The camp is an opportunity for kids as young as six to be around others with shared experiences in a non-judgmental environment that is devoted to giving them memories that will last a lifetime – at no cost to their families.
“I remember the positive impact it had on his life,” said Roman.
The Langley resident said she became involved with the Burn Fund herself more than a dozen years ago, not long after starting with the Surrey Fire Service. After spending some time helping with the Bright Nights fundraiser in Stanley Park – the Burn Fund’s single-largest fundraiser – she applied to be a camp counsellor.
The experience was heartwarming, particularly given that Roman, while not a burn survivor herself, knows firsthand what it’s like to go through something that is “pretty scary and traumatic.”
“I went through a stage of my life where I had lymphoma… so I see the burn camp now – I understand it more. I can see how important it is.”

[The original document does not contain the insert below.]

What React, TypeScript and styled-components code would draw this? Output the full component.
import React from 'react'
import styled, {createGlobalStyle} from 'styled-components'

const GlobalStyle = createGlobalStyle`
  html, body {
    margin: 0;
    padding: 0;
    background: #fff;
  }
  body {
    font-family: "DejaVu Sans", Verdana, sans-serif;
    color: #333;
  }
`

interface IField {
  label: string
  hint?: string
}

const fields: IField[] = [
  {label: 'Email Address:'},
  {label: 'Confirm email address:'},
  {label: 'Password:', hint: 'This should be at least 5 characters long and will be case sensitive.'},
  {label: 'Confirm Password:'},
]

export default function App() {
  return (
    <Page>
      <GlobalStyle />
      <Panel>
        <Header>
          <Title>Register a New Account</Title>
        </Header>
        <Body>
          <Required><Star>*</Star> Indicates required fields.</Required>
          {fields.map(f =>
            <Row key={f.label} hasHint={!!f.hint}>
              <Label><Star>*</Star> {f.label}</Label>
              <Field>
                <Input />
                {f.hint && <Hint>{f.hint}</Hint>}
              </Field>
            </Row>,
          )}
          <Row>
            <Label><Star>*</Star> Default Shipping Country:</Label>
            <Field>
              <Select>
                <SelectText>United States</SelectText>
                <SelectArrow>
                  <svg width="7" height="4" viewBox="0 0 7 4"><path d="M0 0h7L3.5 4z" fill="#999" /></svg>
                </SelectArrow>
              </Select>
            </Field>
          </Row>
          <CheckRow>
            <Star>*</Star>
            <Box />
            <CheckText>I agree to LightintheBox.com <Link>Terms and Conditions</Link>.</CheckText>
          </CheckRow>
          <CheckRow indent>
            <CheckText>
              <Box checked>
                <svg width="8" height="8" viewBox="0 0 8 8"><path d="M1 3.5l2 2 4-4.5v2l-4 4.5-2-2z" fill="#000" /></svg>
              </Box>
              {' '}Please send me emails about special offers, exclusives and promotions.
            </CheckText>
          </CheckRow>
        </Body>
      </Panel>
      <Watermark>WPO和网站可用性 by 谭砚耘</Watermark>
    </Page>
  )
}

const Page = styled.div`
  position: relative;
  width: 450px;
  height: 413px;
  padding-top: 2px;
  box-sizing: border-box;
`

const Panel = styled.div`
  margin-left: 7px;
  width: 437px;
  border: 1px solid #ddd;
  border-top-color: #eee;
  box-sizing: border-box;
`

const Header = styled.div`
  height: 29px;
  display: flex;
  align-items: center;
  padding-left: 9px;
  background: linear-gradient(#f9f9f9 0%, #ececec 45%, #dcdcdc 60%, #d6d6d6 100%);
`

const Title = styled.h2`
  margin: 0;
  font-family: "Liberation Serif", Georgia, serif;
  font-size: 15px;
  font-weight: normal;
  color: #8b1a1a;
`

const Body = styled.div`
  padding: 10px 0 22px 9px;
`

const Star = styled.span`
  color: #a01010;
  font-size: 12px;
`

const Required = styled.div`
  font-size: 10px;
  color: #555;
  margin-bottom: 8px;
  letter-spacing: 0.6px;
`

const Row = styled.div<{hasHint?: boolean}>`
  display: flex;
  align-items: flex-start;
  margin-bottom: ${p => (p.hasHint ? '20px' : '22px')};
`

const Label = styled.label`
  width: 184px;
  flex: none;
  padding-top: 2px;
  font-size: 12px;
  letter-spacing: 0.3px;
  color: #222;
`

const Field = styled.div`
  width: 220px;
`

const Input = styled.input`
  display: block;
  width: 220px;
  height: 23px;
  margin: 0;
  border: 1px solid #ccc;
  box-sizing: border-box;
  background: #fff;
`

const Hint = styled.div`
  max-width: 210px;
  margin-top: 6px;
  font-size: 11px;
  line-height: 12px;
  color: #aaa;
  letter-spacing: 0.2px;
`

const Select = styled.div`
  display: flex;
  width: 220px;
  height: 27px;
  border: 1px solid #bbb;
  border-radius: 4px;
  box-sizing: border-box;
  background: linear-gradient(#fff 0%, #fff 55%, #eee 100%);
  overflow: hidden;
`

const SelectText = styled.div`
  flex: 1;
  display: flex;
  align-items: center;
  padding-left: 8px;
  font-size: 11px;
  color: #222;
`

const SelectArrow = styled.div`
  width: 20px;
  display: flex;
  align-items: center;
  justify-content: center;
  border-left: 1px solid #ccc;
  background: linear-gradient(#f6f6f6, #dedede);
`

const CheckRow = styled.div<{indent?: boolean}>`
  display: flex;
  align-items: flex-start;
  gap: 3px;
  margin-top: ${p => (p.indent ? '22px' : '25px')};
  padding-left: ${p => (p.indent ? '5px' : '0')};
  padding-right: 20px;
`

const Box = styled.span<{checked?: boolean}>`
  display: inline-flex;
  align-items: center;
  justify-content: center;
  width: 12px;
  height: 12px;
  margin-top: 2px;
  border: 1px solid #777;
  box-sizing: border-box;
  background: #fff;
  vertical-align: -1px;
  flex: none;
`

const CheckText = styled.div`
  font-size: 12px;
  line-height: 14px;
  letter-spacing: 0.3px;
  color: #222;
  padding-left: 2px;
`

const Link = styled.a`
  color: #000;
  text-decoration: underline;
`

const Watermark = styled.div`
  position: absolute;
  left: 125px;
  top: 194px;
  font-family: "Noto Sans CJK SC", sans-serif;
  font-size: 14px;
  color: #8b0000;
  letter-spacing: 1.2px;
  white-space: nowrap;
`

Described as an “epic week of fun and connection,” activities organized for the 75 or so campers run the gamut, and include everything from kayaking and skit nights, to arts and crafts. Doctors, nurses, medical therapists, firefighters and adult burn survivors donate their time to make the week happen, as do camp ‘graduates’ who return as junior counsellors.
“It’s just really amazing to see how these kids grow,” said Roman. “I just enjoy their energy and everything that they do.”
The camp – set this year for July 17-22 in Squamish, following two virtual years due to the pandemic – is among initiatives made possible by fundraisers like the Hometown Heroes Lottery.
Run in partnership with VGH & UBC Hospital Foundation, the lottery offers a chance at one of nine grand prize packages or $2.2 million in tax-free cash.
The largest grand-prize package, worth more than $2.7 million, includes a new, six-bedroom home in South Surrey, at 14072 18A Ave., and $50,000 cash for furniture.
There are also 50/50 tickets up for sale, with a current prize pot of more than $1 million.
In addition to the camp, which costs around $3,000 per camper to stage, lottery proceeds support specialized adult health services and research, as well as resiliency programs for first responders. There’s also a Little Lionhearts program, which introduces “super-young survivors” and their parents to a “mini burn camp.”
Last year, the lottery raised more than $6 million.
The deadline to buy tickets is July 14, but it’s possible the lottery will sell out early. Ticket sales are already past the halfway mark and the 50/50 prize pot is over $1.2 million, meaning the winner will take home at least $600,000.